Fermez le capitalisme !

Il n’est pas indifférent de noter que les auteurs de cet essai à six mains, mais composé de trois textes respectivement identifiés à chacun d’eux, sont tous trois professeurs dans une grande école de gestion et management, l’ESC Clermont Business School, où ils couvrent par leurs attributions ou spécialisations respectives le champ sémantique et pratique de la « science » managériale, science dont il est dit qu’elle « s’intéresse en priorité au pilotage de l’action collective finalisée » (p. 25) : innovation et entrepreneuriat (E. Bonnet), économie et humanités numériques (D. Landivar), redirection écologique et design (A. Monnin). La mention a son importance dans la mesure où les auteurs prennent place dans les réflexions actuelles en écologie politique en s’ancrant dans la réalité industrialo-managériale et en invitant à partir d’elle et contre elle à une prise de conscience pour un changement radical.

Précisément, argumentent-ils, les propositions écologistes sont absentes des champs de la recherche managériale (supplies studies, logistic studies, infrastructures studies) intéressés aux réalités qui trament le monde : organisations, business models, infrastructures, usines, centrales thermiques, chaînes logistiques (supply chains), qui constituent ce qu’ils nomment la « Technosphère ». S’il est nécessaire, urgent, vital, de rompre avec elle, ce sera à la condition de sonder les attachements qui nous lient à elle et qui font que nous en sommes de plus en plus, collectivement, dépendants.
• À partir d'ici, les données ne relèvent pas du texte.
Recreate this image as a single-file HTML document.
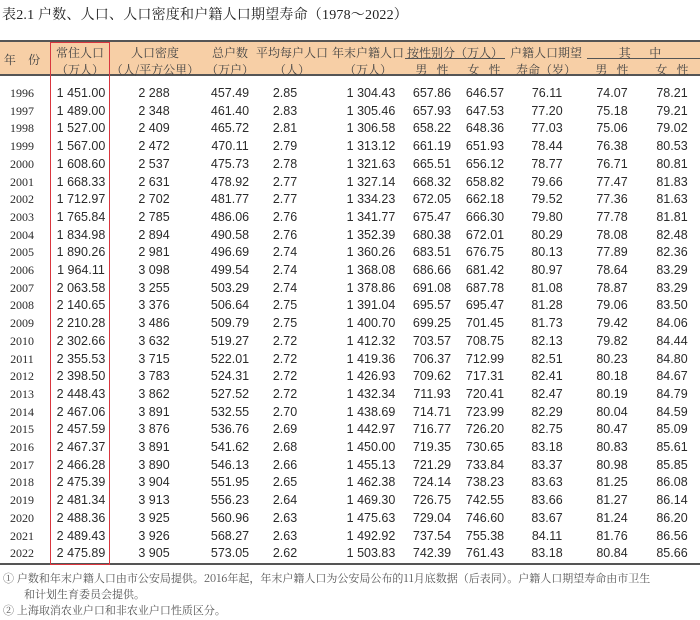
<!DOCTYPE html>
<html><head><meta charset="utf-8"><style>
body{margin:0;width:700px;height:620px;background:#fff;position:relative;overflow:hidden;font-family:"Liberation Sans","Noto Sans CJK SC",sans-serif;color:#2a2a2a}
.t{position:absolute;left:2px;top:4px;font:14px "Liberation Serif","Noto Serif CJK SC",serif;color:#222;letter-spacing:0.2px}
.hd{position:absolute;left:0;top:40px;width:700px;height:36px;background:#f7cfa6;border-top:2px solid #555;border-bottom:2px solid #555;box-sizing:border-box}
.h{position:absolute;font:12px "Noto Serif CJK SC",serif;color:#444;white-space:nowrap;transform:translateX(-50%)}
.ln{position:absolute;height:1px;background:#555;top:58px}
.r{position:absolute;left:0;width:700px;height:18px;font-size:12.5px;line-height:18px}
.r span{position:absolute;width:90px;margin-left:-45px;text-align:center}
.r span:nth-child(1){left:22px;font-family:"Liberation Serif",serif;font-size:12px}
.r span:nth-child(2){left:81px}
.r span:nth-child(3){left:154px}
.r span:nth-child(4){left:230px}
.r span:nth-child(5){left:285px}
.r span:nth-child(6){left:371px}
.r span:nth-child(7){left:432px}
.r span:nth-child(8){left:485px}
.r span:nth-child(9){left:547px}
.r span:nth-child(10){left:612px}
.r span:nth-child(11){left:672px}
.bot{position:absolute;left:0;top:563px;width:700px;height:2px;background:#555}
.red{position:absolute;left:50px;top:42px;width:60px;height:523px;border:1.5px solid #d9363e;box-sizing:border-box}
.fn{position:absolute;font:11px "Noto Serif CJK SC",serif;color:#555;white-space:nowrap}
</style></head><body>
<div class="t">表2.1 户数、人口、人口密度和户籍人口期望寿命（1978～2022）</div>
<div class="hd"></div>
<div class="h" style="left:22px;top:51px">年&nbsp;&nbsp;&nbsp;&nbsp;份</div>
<div class="h" style="left:80px;top:44px">常住人口</div>
<div class="h" style="left:80px;top:61px">（万人）</div>
<div class="h" style="left:155px;top:44px">人口密度</div>
<div class="h" style="left:155px;top:61px">（人/平方公里）</div>
<div class="h" style="left:230px;top:44px">总户数</div>
<div class="h" style="left:230px;top:61px">（万户）</div>
<div class="h" style="left:292px;top:44px">平均每户人口</div>
<div class="h" style="left:292px;top:61px">（人）</div>
<div class="h" style="left:368px;top:44px">年末户籍人口</div>
<div class="h" style="left:368px;top:61px">（万人）</div>
<div class="h" style="left:455px;top:44px">按性别分（万人）</div>
<div class="h" style="left:432px;top:61px">男&nbsp;&nbsp;&nbsp;性</div>
<div class="h" style="left:484px;top:61px">女&nbsp;&nbsp;&nbsp;性</div>
<div class="h" style="left:546px;top:44px">户籍人口期望</div>
<div class="h" style="left:546px;top:61px">寿命（岁）</div>
<div class="h" style="left:640px;top:44px">其&nbsp;&nbsp;&nbsp;&nbsp;&nbsp;&nbsp;中</div>
<div class="h" style="left:612px;top:61px">男&nbsp;&nbsp;&nbsp;性</div>
<div class="h" style="left:672px;top:61px">女&nbsp;&nbsp;&nbsp;性</div>
<div class="ln" style="left:405px;width:100px"></div>
<div class="ln" style="left:587px;width:113px"></div>

<div class="r" style="top:84px"><span>1996</span><span>1 451.00</span><span>2 288</span><span>457.49</span><span>2.85</span><span>1 304.43</span><span>657.86</span><span>646.57</span><span>76.11</span><span>74.07</span><span>78.21</span></div>
<div class="r" style="top:101.7px"><span>1997</span><span>1 489.00</span><span>2 348</span><span>461.40</span><span>2.83</span><span>1 305.46</span><span>657.93</span><span>647.53</span><span>77.20</span><span>75.18</span><span>79.21</span></div>
<div class="r" style="top:119.4px"><span>1998</span><span>1 527.00</span><span>2 409</span><span>465.72</span><span>2.81</span><span>1 306.58</span><span>658.22</span><span>648.36</span><span>77.03</span><span>75.06</span><span>79.02</span></div>
<div class="r" style="top:137.1px"><span>1999</span><span>1 567.00</span><span>2 472</span><span>470.11</span><span>2.79</span><span>1 313.12</span><span>661.19</span><span>651.93</span><span>78.44</span><span>76.38</span><span>80.53</span></div>
<div class="r" style="top:154.8px"><span>2000</span><span>1 608.60</span><span>2 537</span><span>475.73</span><span>2.78</span><span>1 321.63</span><span>665.51</span><span>656.12</span><span>78.77</span><span>76.71</span><span>80.81</span></div>
<div class="r" style="top:172.5px"><span>2001</span><span>1 668.33</span><span>2 631</span><span>478.92</span><span>2.77</span><span>1 327.14</span><span>668.32</span><span>658.82</span><span>79.66</span><span>77.47</span><span>81.83</span></div>
<div class="r" style="top:190.2px"><span>2002</span><span>1 712.97</span><span>2 702</span><span>481.77</span><span>2.77</span><span>1 334.23</span><span>672.05</span><span>662.18</span><span>79.52</span><span>77.36</span><span>81.63</span></div>
<div class="r" style="top:207.9px"><span>2003</span><span>1 765.84</span><span>2 785</span><span>486.06</span><span>2.76</span><span>1 341.77</span><span>675.47</span><span>666.30</span><span>79.80</span><span>77.78</span><span>81.81</span></div>
<div class="r" style="top:225.6px"><span>2004</span><span>1 834.98</span><span>2 894</span><span>490.58</span><span>2.76</span><span>1 352.39</span><span>680.38</span><span>672.01</span><span>80.29</span><span>78.08</span><span>82.48</span></div>
<div class="r" style="top:243.3px"><span>2005</span><span>1 890.26</span><span>2 981</span><span>496.69</span><span>2.74</span><span>1 360.26</span><span>683.51</span><span>676.75</span><span>80.13</span><span>77.89</span><span>82.36</span></div>
<div class="r" style="top:261px"><span>2006</span><span>1 964.11</span><span>3 098</span><span>499.54</span><span>2.74</span><span>1 368.08</span><span>686.66</span><span>681.42</span><span>80.97</span><span>78.64</span><span>83.29</span></div>
<div class="r" style="top:278.7px"><span>2007</span><span>2 063.58</span><span>3 255</span><span>503.29</span><span>2.74</span><span>1 378.86</span><span>691.08</span><span>687.78</span><span>81.08</span><span>78.87</span><span>83.29</span></div>
<div class="r" style="top:296.4px"><span>2008</span><span>2 140.65</span><span>3 376</span><span>506.64</span><span>2.75</span><span>1 391.04</span><span>695.57</span><span>695.47</span><span>81.28</span><span>79.06</span><span>83.50</span></div>
<div class="r" style="top:314.1px"><span>2009</span><span>2 210.28</span><span>3 486</span><span>509.79</span><span>2.75</span><span>1 400.70</span><span>699.25</span><span>701.45</span><span>81.73</span><span>79.42</span><span>84.06</span></div>
<div class="r" style="top:331.8px"><span>2010</span><span>2 302.66</span><span>3 632</span><span>519.27</span><span>2.72</span><span>1 412.32</span><span>703.57</span><span>708.75</span><span>82.13</span><span>79.82</span><span>84.44</span></div>
<div class="r" style="top:349.5px"><span>2011</span><span>2 355.53</span><span>3 715</span><span>522.01</span><span>2.72</span><span>1 419.36</span><span>706.37</span><span>712.99</span><span>82.51</span><span>80.23</span><span>84.80</span></div>
<div class="r" style="top:367.2px"><span>2012</span><span>2 398.50</span><span>3 783</span><span>524.31</span><span>2.72</span><span>1 426.93</span><span>709.62</span><span>717.31</span><span>82.41</span><span>80.18</span><span>84.67</span></div>
<div class="r" style="top:384.9px"><span>2013</span><span>2 448.43</span><span>3 862</span><span>527.52</span><span>2.72</span><span>1 432.34</span><span>711.93</span><span>720.41</span><span>82.47</span><span>80.19</span><span>84.79</span></div>
<div class="r" style="top:402.6px"><span>2014</span><span>2 467.06</span><span>3 891</span><span>532.55</span><span>2.70</span><span>1 438.69</span><span>714.71</span><span>723.99</span><span>82.29</span><span>80.04</span><span>84.59</span></div>
<div class="r" style="top:420.3px"><span>2015</span><span>2 457.59</span><span>3 876</span><span>536.76</span><span>2.69</span><span>1 442.97</span><span>716.77</span><span>726.20</span><span>82.75</span><span>80.47</span><span>85.09</span></div>
<div class="r" style="top:438px"><span>2016</span><span>2 467.37</span><span>3 891</span><span>541.62</span><span>2.68</span><span>1 450.00</span><span>719.35</span><span>730.65</span><span>83.18</span><span>80.83</span><span>85.61</span></div>
<div class="r" style="top:455.7px"><span>2017</span><span>2 466.28</span><span>3 890</span><span>546.13</span><span>2.66</span><span>1 455.13</span><span>721.29</span><span>733.84</span><span>83.37</span><span>80.98</span><span>85.85</span></div>
<div class="r" style="top:473.4px"><span>2018</span><span>2 475.39</span><span>3 904</span><span>551.95</span><span>2.65</span><span>1 462.38</span><span>724.14</span><span>738.23</span><span>83.63</span><span>81.25</span><span>86.08</span></div>
<div class="r" style="top:491.1px"><span>2019</span><span>2 481.34</span><span>3 913</span><span>556.23</span><span>2.64</span><span>1 469.30</span><span>726.75</span><span>742.55</span><span>83.66</span><span>81.27</span><span>86.14</span></div>
<div class="r" style="top:508.8px"><span>2020</span><span>2 488.36</span><span>3 925</span><span>560.96</span><span>2.63</span><span>1 475.63</span><span>729.04</span><span>746.60</span><span>83.67</span><span>81.24</span><span>86.20</span></div>
<div class="r" style="top:526.5px"><span>2021</span><span>2 489.43</span><span>3 926</span><span>568.27</span><span>2.63</span><span>1 492.92</span><span>737.54</span><span>755.38</span><span>84.11</span><span>81.76</span><span>86.56</span></div>
<div class="r" style="top:544.2px"><span>2022</span><span>2 475.89</span><span>3 905</span><span>573.05</span><span>2.62</span><span>1 503.83</span><span>742.39</span><span>761.43</span><span>83.18</span><span>80.84</span><span>85.66</span></div>
<div class="bot"></div>
<div class="red"></div>
<div class="fn" style="left:3px;top:570px">① 户数和年末户籍人口由市公安局提供。2016年起，年末户籍人口为公安局公布的11月底数据（后表同）。户籍人口期望寿命由市卫生</div>
<div class="fn" style="left:24px;top:586px">和计划生育委员会提供。</div>
<div class="fn" style="left:3px;top:602px">② 上海取消农业户口和非农业户口性质区分。</div>
</body></html>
L’intérêt, et non des moindres, de ce petit ouvrage, trois fois dense, exploratoire sans doute, certainement programmatique et bénéficiant pour cela d’une pluridisciplinarité créative, est de vouloir se dégager du discours jugé paradoxalement hors-sol d’un écologisme prospectif, voire prophétique, et de tenter de mettre au travail, quitte à les tordre et les infléchir, des concepts-clés d’une nouvelle pensée de l’habiter déployée au sein du paradigme « anthropocénique » et portés par quelques fortes figures de la pensée politico-écologique contemporaine, en les confrontant à ces incontournables réalités : sous quelles conditions peut-on « devenir Terrestre » ? S’il faut « atterrir », n’est-ce pas dans un monde menacé de devenir inhabitable et inhabité, tant la réalité de la Terre se confond avec les ruines du Globe ? Quels sont les potentiels de rupture d’une politique des communs ? N’a-t-on pas un peu trop surestimé et magnifié le concept même de communs ? Ne faut-il pas…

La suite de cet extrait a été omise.